Bolometer
Definition and meaning of Bolometer in chemistry.
A bolometer is an instrument that measures the power of incident electromagnetic radiation by detecting the tiny rise in temperature it produces in an absorbing element, which changes that element's electrical resistance.
In more detail
The absorbing element (a blackened metal strip, thermistor, or semiconductor flake) is wired into one arm of a Wheatstone bridge; radiant energy it absorbs raises its temperature, and since resistance depends on temperature, the resulting resistance change unbalances the bridge and produces a signal proportional to the radiant power absorbed. Unlike photon (quantum) detectors, a bolometer is a thermal detector: it responds to the total energy absorbed rather than to individual photon energies, so it works over a very broad, wavelength-independent range, making it useful for infrared and far-infrared measurements where photon detectors lose sensitivity.
Key facts
| Field | Analytical Chemistry |
|---|---|
| Detection principle | Radiation-induced heating changes electrical resistance |
| First built | 1878, by Samuel Langley |
| Common elements | Blackened platinum strip or semiconductor thermistor |
In an early dispersive infrared spectrophotometer, IR radiation transmitted through a sample falls on a thermistor bolometer; the tiny resulting temperature rise changes its resistance, and the bridge-circuit output is recorded as the transmittance spectrum.
Frequently asked questions
How does a bolometer differ from a photodiode detector?

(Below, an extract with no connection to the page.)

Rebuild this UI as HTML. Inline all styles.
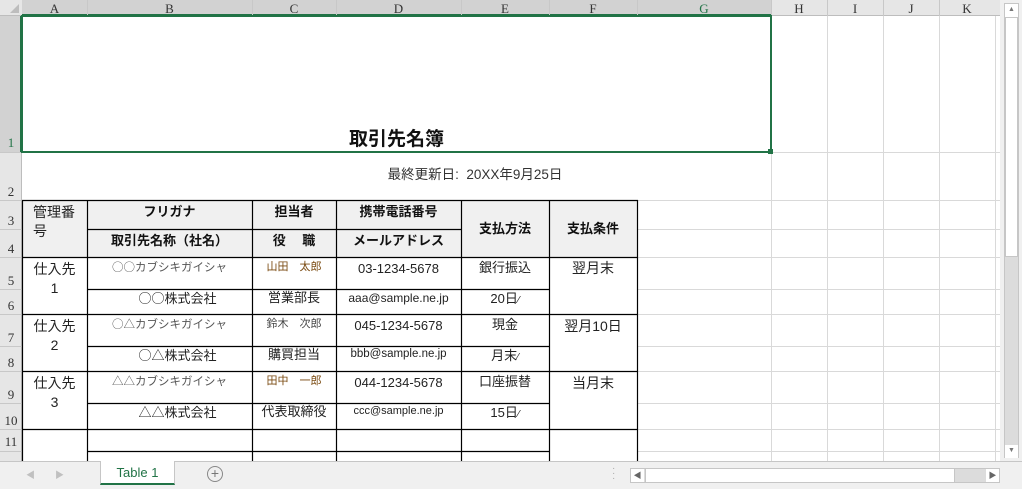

A bolometer is a thermal detector that responds to total absorbed radiant energy regardless of wavelength, while a photodiode is a quantum detector whose response depends on individual photons having enough energy to excite charge carriers across a semiconductor bandgap.
Why were bolometers used in infrared spectroscopy?
Because they respond broadly across the infrared region without needing photon energies above a specific threshold, early IR spectrophotometers used bolometers (and similar thermal detectors like thermocouples) before more sensitive photon detectors became practical.